## WHAT TO WORK ON
State the number of lines that hold the string "picture", with nothing added.

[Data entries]
• • •
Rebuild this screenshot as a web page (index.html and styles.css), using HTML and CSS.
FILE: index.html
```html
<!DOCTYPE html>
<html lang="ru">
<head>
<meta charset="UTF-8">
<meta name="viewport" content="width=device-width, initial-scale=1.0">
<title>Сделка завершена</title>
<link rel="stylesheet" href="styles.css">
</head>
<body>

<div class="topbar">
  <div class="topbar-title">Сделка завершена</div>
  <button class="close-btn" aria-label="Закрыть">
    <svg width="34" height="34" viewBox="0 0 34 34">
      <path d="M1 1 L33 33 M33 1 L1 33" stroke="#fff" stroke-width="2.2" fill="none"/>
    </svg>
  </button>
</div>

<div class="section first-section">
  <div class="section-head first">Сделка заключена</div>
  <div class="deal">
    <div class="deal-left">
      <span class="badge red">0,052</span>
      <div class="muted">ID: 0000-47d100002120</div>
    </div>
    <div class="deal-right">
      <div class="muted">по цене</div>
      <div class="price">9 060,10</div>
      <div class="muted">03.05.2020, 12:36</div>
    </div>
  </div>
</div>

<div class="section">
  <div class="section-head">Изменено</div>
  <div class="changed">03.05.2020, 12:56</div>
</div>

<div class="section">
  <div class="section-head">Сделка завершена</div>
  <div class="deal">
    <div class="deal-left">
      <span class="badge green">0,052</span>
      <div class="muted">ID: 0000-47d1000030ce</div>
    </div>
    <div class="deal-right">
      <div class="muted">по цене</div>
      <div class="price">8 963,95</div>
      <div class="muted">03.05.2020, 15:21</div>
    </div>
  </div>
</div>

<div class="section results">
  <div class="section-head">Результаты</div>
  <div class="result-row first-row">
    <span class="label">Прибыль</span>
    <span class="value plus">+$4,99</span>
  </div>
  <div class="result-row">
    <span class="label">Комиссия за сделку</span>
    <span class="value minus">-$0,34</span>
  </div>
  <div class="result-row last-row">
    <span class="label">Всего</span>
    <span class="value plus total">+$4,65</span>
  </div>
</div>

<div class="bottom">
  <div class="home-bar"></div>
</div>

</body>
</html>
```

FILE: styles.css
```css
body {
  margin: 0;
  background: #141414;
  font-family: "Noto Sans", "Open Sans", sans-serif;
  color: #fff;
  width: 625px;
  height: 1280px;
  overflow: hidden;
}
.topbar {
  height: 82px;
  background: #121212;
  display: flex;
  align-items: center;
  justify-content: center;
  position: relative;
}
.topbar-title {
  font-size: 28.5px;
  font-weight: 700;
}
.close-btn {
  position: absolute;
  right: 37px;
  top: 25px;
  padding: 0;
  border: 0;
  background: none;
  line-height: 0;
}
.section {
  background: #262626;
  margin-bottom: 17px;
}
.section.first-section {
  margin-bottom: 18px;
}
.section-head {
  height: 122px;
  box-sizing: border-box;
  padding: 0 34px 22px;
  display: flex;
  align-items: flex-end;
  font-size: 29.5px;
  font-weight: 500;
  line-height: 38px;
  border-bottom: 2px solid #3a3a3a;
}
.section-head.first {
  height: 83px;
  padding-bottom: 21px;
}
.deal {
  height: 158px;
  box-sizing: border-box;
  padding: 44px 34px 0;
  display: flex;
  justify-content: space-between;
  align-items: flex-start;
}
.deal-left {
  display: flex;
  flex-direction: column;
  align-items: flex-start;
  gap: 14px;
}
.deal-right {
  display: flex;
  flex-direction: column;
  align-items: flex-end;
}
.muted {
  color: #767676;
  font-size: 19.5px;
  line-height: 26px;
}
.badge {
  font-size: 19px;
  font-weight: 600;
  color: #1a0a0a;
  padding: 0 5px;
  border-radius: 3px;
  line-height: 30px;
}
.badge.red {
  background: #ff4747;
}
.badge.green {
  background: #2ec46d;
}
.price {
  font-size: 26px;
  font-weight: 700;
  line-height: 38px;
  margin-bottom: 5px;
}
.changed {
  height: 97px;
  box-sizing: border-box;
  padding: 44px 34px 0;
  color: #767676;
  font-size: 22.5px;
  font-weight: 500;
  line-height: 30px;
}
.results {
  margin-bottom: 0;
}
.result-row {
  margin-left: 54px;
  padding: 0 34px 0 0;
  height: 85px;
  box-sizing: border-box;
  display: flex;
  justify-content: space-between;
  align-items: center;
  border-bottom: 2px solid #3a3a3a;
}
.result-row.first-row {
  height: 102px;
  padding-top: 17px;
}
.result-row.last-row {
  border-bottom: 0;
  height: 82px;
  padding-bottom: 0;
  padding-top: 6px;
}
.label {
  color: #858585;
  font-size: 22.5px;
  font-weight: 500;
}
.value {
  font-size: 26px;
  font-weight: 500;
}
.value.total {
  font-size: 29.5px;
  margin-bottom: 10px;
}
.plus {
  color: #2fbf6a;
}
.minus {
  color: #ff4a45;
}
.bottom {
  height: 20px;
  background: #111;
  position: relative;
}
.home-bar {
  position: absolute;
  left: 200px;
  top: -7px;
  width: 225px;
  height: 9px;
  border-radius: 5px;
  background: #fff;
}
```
• • •
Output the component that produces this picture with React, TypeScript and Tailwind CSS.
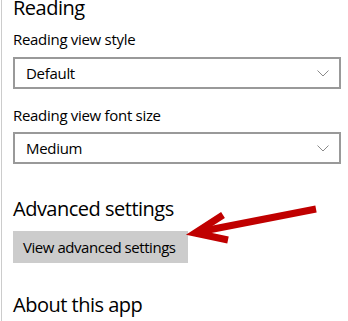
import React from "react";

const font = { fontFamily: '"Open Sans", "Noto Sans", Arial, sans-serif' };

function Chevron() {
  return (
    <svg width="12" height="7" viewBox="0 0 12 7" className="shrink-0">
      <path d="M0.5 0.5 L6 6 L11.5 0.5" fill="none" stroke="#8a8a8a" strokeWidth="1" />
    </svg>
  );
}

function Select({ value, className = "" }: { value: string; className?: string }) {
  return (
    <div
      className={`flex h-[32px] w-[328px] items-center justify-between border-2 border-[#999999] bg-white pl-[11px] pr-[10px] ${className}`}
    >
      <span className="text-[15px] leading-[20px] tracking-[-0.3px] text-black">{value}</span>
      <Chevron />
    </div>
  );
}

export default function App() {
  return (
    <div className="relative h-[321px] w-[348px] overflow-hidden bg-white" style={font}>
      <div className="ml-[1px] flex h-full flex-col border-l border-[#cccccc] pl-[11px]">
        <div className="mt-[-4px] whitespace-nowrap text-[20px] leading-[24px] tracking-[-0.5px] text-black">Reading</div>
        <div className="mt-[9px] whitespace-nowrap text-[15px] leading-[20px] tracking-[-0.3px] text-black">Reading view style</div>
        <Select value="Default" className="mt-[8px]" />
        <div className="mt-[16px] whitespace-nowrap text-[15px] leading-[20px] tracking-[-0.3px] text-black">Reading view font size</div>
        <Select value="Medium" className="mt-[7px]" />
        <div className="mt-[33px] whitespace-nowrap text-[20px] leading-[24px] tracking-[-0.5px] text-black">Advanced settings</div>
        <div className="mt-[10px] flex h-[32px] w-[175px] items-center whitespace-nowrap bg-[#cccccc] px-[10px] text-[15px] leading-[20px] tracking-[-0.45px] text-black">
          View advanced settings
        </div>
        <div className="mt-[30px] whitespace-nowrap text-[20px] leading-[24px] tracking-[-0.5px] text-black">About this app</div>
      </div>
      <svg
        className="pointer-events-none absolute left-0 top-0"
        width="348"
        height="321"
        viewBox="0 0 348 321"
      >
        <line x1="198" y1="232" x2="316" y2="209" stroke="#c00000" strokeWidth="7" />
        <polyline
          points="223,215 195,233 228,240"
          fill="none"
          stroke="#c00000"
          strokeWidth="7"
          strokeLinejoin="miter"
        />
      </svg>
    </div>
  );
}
• • •
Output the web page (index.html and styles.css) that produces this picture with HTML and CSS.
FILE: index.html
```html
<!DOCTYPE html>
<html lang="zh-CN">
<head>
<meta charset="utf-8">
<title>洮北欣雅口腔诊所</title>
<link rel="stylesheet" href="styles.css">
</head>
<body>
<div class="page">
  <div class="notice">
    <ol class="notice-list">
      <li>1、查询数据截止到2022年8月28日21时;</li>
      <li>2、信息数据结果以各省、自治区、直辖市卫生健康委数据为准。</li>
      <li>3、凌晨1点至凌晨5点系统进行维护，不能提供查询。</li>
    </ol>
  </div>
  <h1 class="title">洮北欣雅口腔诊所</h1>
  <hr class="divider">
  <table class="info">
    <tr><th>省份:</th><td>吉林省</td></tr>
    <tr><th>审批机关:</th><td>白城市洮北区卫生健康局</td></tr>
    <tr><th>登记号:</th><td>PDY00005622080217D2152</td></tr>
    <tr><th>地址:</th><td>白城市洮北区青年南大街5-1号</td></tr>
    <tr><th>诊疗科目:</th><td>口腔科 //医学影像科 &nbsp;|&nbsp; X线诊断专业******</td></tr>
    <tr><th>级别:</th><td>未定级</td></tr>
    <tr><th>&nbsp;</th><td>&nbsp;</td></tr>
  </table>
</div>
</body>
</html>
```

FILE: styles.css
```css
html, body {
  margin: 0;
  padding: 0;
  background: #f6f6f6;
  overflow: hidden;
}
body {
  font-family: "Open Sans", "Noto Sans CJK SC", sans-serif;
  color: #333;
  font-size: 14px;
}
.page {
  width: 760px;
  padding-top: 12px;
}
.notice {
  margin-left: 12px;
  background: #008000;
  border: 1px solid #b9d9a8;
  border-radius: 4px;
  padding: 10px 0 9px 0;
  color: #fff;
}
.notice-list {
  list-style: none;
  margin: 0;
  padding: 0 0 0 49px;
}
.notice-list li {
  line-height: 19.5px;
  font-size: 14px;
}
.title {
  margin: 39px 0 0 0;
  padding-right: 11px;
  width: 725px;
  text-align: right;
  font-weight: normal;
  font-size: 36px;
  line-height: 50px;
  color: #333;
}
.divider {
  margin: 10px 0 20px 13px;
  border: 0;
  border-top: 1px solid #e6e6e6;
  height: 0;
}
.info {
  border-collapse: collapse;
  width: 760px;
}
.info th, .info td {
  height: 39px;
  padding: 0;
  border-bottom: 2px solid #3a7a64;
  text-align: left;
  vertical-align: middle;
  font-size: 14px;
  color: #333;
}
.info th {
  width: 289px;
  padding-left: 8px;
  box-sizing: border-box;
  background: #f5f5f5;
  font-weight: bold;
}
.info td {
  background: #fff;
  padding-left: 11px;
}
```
• • •
## OUTPUT
2